### GIVEN DATA
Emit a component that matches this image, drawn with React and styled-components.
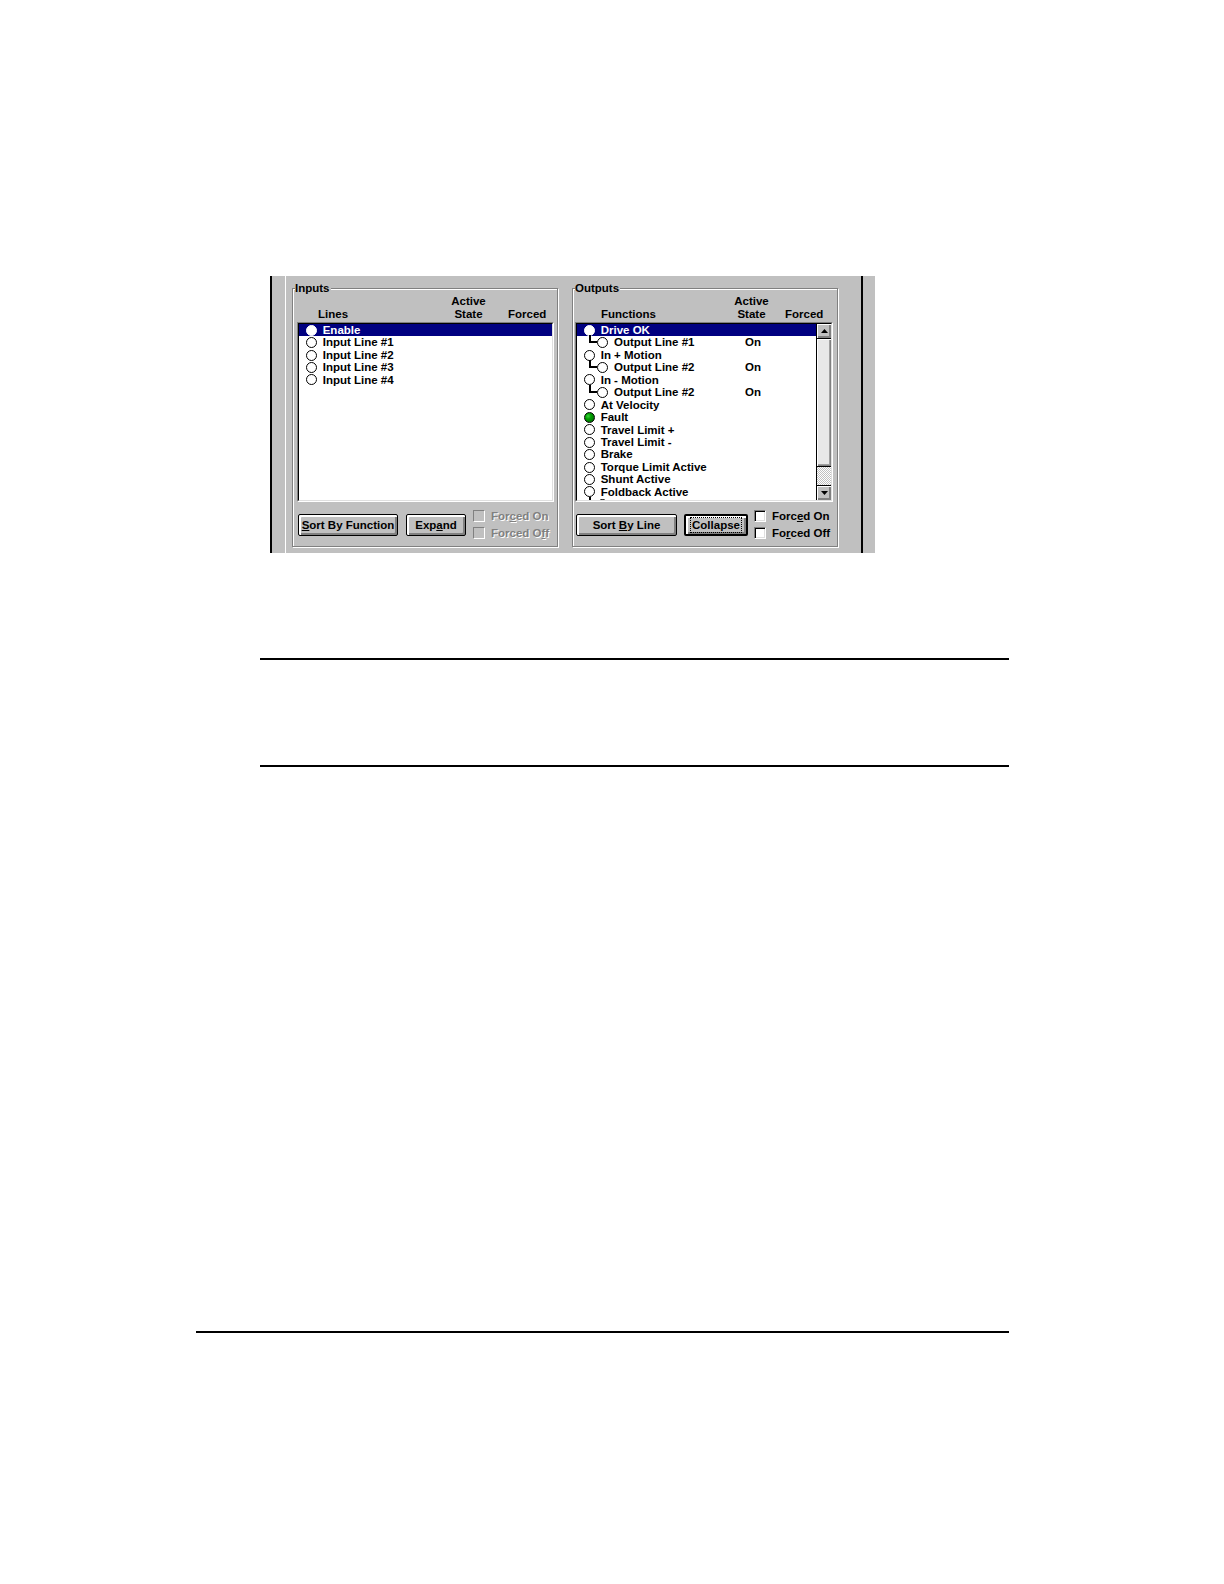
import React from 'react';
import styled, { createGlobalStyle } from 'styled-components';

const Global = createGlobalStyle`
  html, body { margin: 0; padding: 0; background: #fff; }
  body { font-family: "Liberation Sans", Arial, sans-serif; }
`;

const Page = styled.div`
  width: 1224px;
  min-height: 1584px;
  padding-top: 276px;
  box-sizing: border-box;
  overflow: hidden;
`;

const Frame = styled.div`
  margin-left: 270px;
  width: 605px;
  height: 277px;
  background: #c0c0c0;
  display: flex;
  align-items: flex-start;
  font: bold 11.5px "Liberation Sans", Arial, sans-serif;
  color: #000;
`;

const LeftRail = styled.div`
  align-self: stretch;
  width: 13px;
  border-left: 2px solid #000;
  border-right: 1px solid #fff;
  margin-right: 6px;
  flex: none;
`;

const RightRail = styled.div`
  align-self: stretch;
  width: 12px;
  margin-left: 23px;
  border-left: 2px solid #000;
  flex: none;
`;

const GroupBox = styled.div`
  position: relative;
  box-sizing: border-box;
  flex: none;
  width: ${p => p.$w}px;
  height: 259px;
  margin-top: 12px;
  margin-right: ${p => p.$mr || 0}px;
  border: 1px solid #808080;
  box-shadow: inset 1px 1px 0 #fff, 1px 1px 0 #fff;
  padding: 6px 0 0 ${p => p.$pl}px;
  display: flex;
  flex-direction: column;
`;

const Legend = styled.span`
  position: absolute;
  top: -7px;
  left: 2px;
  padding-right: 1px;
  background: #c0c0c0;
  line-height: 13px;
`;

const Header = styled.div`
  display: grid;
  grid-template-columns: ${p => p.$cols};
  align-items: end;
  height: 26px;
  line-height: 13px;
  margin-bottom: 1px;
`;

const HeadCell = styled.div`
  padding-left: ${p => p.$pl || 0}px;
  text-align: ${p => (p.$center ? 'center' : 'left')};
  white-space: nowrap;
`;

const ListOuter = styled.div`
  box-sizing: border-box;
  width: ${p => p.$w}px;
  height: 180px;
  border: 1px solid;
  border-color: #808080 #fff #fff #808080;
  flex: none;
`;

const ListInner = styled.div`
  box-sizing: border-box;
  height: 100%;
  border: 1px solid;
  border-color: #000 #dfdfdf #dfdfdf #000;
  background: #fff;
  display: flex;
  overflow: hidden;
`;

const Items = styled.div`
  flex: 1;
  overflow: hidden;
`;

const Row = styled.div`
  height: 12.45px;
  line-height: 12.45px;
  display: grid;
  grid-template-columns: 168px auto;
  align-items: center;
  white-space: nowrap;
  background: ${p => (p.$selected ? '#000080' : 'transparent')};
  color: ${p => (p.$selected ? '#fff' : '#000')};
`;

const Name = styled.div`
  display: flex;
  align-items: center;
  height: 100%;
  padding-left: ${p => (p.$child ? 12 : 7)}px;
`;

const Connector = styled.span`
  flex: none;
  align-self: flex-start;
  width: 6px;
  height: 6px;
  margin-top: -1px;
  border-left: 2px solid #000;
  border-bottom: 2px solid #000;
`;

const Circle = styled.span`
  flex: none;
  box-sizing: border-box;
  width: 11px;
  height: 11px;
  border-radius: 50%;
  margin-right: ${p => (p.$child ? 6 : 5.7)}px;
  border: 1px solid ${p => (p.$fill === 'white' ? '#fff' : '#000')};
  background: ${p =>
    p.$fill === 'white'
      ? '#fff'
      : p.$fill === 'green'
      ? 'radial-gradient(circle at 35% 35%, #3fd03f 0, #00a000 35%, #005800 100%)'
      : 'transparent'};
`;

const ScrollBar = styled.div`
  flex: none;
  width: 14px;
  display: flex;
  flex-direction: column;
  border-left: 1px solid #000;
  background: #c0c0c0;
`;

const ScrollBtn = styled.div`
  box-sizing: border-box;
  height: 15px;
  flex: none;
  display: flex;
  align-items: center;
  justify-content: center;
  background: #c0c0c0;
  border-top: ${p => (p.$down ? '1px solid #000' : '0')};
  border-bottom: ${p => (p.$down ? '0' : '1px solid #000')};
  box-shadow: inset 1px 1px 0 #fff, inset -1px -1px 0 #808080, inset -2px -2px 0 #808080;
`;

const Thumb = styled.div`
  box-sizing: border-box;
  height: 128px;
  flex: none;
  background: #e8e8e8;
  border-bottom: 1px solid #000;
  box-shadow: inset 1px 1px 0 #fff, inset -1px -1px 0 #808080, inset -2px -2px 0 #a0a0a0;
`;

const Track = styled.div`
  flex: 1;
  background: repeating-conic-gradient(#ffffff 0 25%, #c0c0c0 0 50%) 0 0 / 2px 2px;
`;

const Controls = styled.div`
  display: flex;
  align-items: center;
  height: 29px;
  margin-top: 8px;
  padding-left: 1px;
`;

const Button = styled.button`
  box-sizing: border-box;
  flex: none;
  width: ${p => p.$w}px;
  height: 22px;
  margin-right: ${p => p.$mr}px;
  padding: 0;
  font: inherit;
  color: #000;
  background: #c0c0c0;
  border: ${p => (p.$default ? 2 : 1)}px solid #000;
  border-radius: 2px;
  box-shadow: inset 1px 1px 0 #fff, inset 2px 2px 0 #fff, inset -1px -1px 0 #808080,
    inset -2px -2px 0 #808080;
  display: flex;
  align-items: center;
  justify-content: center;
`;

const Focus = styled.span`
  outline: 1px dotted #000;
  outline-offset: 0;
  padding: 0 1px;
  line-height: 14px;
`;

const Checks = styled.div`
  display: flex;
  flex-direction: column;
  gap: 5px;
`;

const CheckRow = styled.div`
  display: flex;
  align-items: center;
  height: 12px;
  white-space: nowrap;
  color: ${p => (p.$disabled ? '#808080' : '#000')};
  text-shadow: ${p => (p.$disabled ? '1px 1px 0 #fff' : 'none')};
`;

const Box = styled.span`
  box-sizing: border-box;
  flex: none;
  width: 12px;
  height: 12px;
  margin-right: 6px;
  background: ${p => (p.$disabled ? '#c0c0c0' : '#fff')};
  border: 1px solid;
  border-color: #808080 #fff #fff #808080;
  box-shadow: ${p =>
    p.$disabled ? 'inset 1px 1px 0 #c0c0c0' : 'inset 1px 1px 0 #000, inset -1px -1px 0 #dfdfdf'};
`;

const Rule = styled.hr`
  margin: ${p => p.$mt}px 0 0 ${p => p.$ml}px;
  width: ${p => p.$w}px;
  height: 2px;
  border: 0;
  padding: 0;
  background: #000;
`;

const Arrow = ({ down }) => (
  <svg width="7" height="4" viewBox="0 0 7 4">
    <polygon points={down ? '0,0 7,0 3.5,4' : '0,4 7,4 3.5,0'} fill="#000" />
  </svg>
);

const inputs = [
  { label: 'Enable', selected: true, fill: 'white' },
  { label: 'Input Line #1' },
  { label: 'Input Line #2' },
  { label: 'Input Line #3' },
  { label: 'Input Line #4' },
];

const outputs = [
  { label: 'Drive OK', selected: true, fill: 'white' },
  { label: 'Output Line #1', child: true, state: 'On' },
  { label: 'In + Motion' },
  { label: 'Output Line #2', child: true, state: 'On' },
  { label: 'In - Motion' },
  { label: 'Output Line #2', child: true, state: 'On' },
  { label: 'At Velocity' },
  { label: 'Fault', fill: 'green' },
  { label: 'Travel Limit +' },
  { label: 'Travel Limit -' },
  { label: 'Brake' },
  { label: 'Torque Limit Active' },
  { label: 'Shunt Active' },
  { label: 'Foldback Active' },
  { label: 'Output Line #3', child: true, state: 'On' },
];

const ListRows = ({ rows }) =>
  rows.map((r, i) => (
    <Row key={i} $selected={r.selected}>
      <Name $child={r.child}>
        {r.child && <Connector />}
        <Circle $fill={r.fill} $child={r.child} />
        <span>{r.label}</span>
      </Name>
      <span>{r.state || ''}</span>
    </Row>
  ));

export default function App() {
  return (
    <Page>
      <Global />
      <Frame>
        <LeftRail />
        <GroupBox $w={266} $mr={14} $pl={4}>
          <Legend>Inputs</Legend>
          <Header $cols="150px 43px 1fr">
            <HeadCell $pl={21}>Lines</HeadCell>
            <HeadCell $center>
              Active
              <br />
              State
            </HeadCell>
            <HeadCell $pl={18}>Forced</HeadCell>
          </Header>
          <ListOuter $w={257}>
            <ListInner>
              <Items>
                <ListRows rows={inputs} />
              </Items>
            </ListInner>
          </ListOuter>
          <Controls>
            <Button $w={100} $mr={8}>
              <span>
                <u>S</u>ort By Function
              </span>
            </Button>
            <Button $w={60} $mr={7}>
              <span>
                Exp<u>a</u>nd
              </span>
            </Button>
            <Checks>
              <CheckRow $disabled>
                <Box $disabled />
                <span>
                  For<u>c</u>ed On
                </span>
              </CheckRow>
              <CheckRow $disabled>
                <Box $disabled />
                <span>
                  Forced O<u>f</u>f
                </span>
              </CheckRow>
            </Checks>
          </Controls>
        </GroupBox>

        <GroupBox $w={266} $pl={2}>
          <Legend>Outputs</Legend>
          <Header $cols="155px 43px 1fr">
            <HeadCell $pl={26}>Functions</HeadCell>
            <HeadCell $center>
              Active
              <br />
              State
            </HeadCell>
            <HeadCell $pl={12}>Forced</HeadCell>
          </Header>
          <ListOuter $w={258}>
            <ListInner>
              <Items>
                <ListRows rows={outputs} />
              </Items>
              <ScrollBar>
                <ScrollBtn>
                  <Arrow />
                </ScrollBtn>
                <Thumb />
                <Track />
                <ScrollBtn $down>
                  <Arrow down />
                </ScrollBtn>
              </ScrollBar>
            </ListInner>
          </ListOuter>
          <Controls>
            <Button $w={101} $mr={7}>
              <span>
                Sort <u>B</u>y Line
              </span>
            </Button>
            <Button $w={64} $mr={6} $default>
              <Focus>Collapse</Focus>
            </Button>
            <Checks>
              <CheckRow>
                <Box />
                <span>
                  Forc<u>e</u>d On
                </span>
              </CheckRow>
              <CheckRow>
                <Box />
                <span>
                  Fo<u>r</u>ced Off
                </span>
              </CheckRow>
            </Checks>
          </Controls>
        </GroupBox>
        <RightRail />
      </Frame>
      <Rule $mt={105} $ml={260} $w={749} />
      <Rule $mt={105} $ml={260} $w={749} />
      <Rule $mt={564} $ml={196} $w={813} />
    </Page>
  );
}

### OBJECTIVE
List all lines holding the string "components".

### SOLUTION FOR THIS EXERCISE
Emit a component that matches this image, drawn with React and styled-components.
import styled, { createGlobalStyle } from 'styled-components';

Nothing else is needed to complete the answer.